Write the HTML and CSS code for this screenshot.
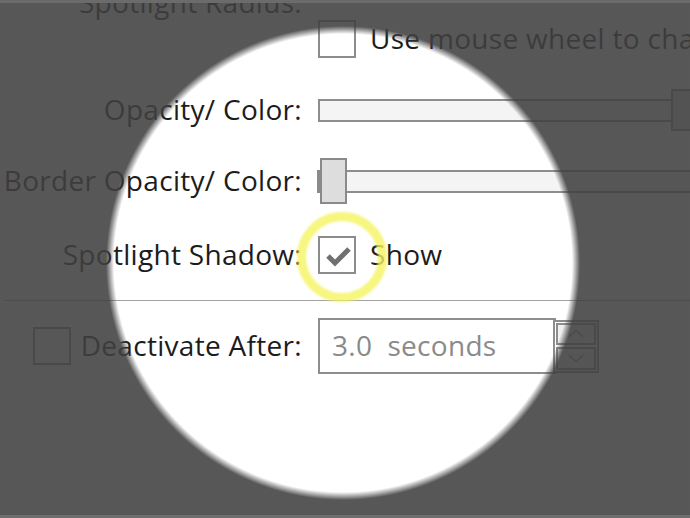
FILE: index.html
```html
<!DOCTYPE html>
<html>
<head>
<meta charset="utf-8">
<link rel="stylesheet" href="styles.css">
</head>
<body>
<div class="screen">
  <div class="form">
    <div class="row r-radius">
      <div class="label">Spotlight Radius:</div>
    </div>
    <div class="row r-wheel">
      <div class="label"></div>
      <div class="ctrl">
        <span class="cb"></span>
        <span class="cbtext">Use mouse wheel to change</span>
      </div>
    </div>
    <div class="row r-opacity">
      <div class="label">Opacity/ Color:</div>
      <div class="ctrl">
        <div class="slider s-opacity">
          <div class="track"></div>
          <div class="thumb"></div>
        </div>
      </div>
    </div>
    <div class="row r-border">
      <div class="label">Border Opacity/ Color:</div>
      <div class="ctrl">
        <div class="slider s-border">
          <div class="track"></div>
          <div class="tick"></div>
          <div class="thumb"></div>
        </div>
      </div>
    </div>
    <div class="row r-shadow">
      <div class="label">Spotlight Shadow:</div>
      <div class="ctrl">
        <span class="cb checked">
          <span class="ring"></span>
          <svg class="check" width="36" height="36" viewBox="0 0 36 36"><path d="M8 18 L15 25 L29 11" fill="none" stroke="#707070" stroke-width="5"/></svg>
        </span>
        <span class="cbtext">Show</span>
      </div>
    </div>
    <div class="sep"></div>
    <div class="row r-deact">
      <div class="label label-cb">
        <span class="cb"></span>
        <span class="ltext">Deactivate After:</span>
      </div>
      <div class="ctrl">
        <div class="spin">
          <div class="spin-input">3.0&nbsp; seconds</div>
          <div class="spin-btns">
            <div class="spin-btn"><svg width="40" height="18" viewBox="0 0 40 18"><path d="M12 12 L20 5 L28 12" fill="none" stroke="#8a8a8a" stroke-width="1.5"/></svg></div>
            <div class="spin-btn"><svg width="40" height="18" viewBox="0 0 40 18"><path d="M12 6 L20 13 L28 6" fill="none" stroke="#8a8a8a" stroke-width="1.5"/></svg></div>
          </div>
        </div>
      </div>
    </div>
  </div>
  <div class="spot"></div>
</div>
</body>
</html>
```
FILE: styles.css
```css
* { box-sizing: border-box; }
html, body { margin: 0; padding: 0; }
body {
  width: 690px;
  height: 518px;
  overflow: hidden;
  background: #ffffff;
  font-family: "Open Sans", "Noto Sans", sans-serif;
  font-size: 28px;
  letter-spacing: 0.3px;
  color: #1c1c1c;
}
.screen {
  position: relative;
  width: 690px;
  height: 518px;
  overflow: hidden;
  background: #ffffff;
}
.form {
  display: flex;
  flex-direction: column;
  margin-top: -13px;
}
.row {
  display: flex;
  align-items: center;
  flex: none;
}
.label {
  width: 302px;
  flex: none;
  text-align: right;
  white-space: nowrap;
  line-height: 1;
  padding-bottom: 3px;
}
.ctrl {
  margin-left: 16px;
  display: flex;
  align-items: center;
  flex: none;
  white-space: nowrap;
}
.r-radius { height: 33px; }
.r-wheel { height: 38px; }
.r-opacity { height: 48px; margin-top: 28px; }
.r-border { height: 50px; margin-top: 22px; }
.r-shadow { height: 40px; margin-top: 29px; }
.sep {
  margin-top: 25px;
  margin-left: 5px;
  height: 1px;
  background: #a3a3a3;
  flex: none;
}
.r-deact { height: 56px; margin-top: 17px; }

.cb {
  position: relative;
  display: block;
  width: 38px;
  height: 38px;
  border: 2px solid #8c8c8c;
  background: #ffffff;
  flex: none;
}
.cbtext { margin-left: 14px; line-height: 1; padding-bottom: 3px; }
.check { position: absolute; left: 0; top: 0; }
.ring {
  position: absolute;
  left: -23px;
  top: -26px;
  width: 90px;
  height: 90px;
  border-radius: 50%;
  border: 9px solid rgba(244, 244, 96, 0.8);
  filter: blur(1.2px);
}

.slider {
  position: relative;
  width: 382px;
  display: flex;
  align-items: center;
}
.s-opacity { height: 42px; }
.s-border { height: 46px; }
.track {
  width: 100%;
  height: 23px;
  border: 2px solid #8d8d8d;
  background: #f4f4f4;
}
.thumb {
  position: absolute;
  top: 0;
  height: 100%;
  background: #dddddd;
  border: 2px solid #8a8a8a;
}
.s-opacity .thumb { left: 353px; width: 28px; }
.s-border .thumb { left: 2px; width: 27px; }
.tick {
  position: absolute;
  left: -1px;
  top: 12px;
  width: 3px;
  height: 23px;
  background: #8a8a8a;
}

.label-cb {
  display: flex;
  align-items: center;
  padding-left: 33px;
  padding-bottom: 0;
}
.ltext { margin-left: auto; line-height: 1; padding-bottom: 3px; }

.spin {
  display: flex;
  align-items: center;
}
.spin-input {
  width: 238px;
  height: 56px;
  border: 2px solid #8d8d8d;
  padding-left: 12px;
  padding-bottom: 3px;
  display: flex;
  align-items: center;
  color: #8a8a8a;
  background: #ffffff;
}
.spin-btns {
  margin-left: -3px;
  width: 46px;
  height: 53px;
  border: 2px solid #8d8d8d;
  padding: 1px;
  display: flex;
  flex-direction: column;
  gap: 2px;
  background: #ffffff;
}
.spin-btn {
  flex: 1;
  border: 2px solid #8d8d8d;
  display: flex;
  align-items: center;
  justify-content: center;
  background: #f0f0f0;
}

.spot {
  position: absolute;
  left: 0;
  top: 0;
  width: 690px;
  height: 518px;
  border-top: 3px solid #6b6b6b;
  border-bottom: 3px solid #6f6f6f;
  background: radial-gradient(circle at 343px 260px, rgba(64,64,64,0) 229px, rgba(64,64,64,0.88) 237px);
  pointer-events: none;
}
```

########

Transcribe the listing in full and omit the pictures.

### REPLY:
Write the HTML and CSS code for this screenshot.
FILE: index.html
```html
<!DOCTYPE html>
<html>
<head>
<meta charset="utf-8">
<link rel="stylesheet" href="styles.css">
</head>
<body>
<div class="screen">
  <div class="form">
    <div class="row r-radius">
      <div class="label">Spotlight Radius:</div>
    </div>
    <div class="row r-wheel">
      <div class="label"></div>
      <div class="ctrl">
        <span class="cb"></span>
        <span class="cbtext">Use mouse wheel to change</span>
      </div>
    </div>
    <div class="row r-opacity">
      <div class="label">Opacity/ Color:</div>
      <div class="ctrl">
        <div class="slider s-opacity">
          <div class="track"></div>
          <div class="thumb"></div>
        </div>
      </div>
    </div>
    <div class="row r-border">
      <div class="label">Border Opacity/ Color:</div>
      <div class="ctrl">
        <div class="slider s-border">
          <div class="track"></div>
          <div class="tick"></div>
          <div class="thumb"></div>
        </div>
      </div>
    </div>
    <div class="row r-shadow">
      <div class="label">Spotlight Shadow:</div>
      <div class="ctrl">
        <span class="cb checked">
          <span class="ring"></span>
          <svg class="check" width="36" height="36" viewBox="0 0 36 36"><path d="M8 18 L15 25 L29 11" fill="none" stroke="#707070" stroke-width="5"/></svg>
        </span>
        <span class="cbtext">Show</span>
      </div>
    </div>
    <div class="sep"></div>
    <div class="row r-deact">
      <div class="label label-cb">
        <span class="cb"></span>
        <span class="ltext">Deactivate After:</span>
      </div>
      <div class="ctrl">
        <div class="spin">
          <div class="spin-input">3.0&nbsp; seconds</div>
          <div class="spin-btns">
            <div class="spin-btn"><svg width="40" height="18" viewBox="0 0 40 18"><path d="M12 12 L20 5 L28 12" fill="none" stroke="#8a8a8a" stroke-width="1.5"/></svg></div>
            <div class="spin-btn"><svg width="40" height="18" viewBox="0 0 40 18"><path d="M12 6 L20 13 L28 6" fill="none" stroke="#8a8a8a" stroke-width="1.5"/></svg></div>
          </div>
        </div>
      </div>
    </div>
  </div>
  <div class="spot"></div>
</div>
</body>
</html>
```
FILE: styles.css
```css
* { box-sizing: border-box; }
html, body { margin: 0; padding: 0; }
body {
  width: 690px;
  height: 518px;
  overflow: hidden;
  background: #ffffff;
  font-family: "Open Sans", "Noto Sans", sans-serif;
  font-size: 28px;
  letter-spacing: 0.3px;
  color: #1c1c1c;
}
.screen {
  position: relative;
  width: 690px;
  height: 518px;
  overflow: hidden;
  background: #ffffff;
}
.form {
  display: flex;
  flex-direction: column;
  margin-top: -13px;
}
.row {
  display: flex;
  align-items: center;
  flex: none;
}
.label {
  width: 302px;
  flex: none;
  text-align: right;
  white-space: nowrap;
  line-height: 1;
  padding-bottom: 3px;
}
.ctrl {
  margin-left: 16px;
  display: flex;
  align-items: center;
  flex: none;
  white-space: nowrap;
}
.r-radius { height: 33px; }
.r-wheel { height: 38px; }
.r-opacity { height: 48px; margin-top: 28px; }
.r-border { height: 50px; margin-top: 22px; }
.r-shadow { height: 40px; margin-top: 29px; }
.sep {
  margin-top: 25px;
  margin-left: 5px;
  height: 1px;
  background: #a3a3a3;
  flex: none;
}
.r-deact { height: 56px; margin-top: 17px; }

.cb {
  position: relative;
  display: block;
  width: 38px;
  height: 38px;
  border: 2px solid #8c8c8c;
  background: #ffffff;
  flex: none;
}
.cbtext { margin-left: 14px; line-height: 1; padding-bottom: 3px; }
.check { position: absolute; left: 0; top: 0; }
.ring {
  position: absolute;
  left: -23px;
  top: -26px;
  width: 90px;
  height: 90px;
  border-radius: 50%;
  border: 9px solid rgba(244, 244, 96, 0.8);
  filter: blur(1.2px);
}

.slider {
  position: relative;
  width: 382px;
  display: flex;
  align-items: center;
}
.s-opacity { height: 42px; }
.s-border { height: 46px; }
.track {
  width: 100%;
  height: 23px;
  border: 2px solid #8d8d8d;
  background: #f4f4f4;
}
.thumb {
  position: absolute;
  top: 0;
  height: 100%;
  background: #dddddd;
  border: 2px solid #8a8a8a;
}
.s-opacity .thumb { left: 353px; width: 28px; }
.s-border .thumb { left: 2px; width: 27px; }
.tick {
  position: absolute;
  left: -1px;
  top: 12px;
  width: 3px;
  height: 23px;
  background: #8a8a8a;
}

.label-cb {
  display: flex;
  align-items: center;
  padding-left: 33px;
  padding-bottom: 0;
}
.ltext { margin-left: auto; line-height: 1; padding-bottom: 3px; }

.spin {
  display: flex;
  align-items: center;
}
.spin-input {
  width: 238px;
  height: 56px;
  border: 2px solid #8d8d8d;
  padding-left: 12px;
  padding-bottom: 3px;
  display: flex;
  align-items: center;
  color: #8a8a8a;
  background: #ffffff;
}
.spin-btns {
  margin-left: -3px;
  width: 46px;
  height: 53px;
  border: 2px solid #8d8d8d;
  padding: 1px;
  display: flex;
  flex-direction: column;
  gap: 2px;
  background: #ffffff;
}
.spin-btn {
  flex: 1;
  border: 2px solid #8d8d8d;
  display: flex;
  align-items: center;
  justify-content: center;
  background: #f0f0f0;
}

.spot {
  position: absolute;
  left: 0;
  top: 0;
  width: 690px;
  height: 518px;
  border-top: 3px solid #6b6b6b;
  border-bottom: 3px solid #6f6f6f;
  background: radial-gradient(circle at 343px 260px, rgba(64,64,64,0) 229px, rgba(64,64,64,0.88) 237px);
  pointer-events: none;
}
```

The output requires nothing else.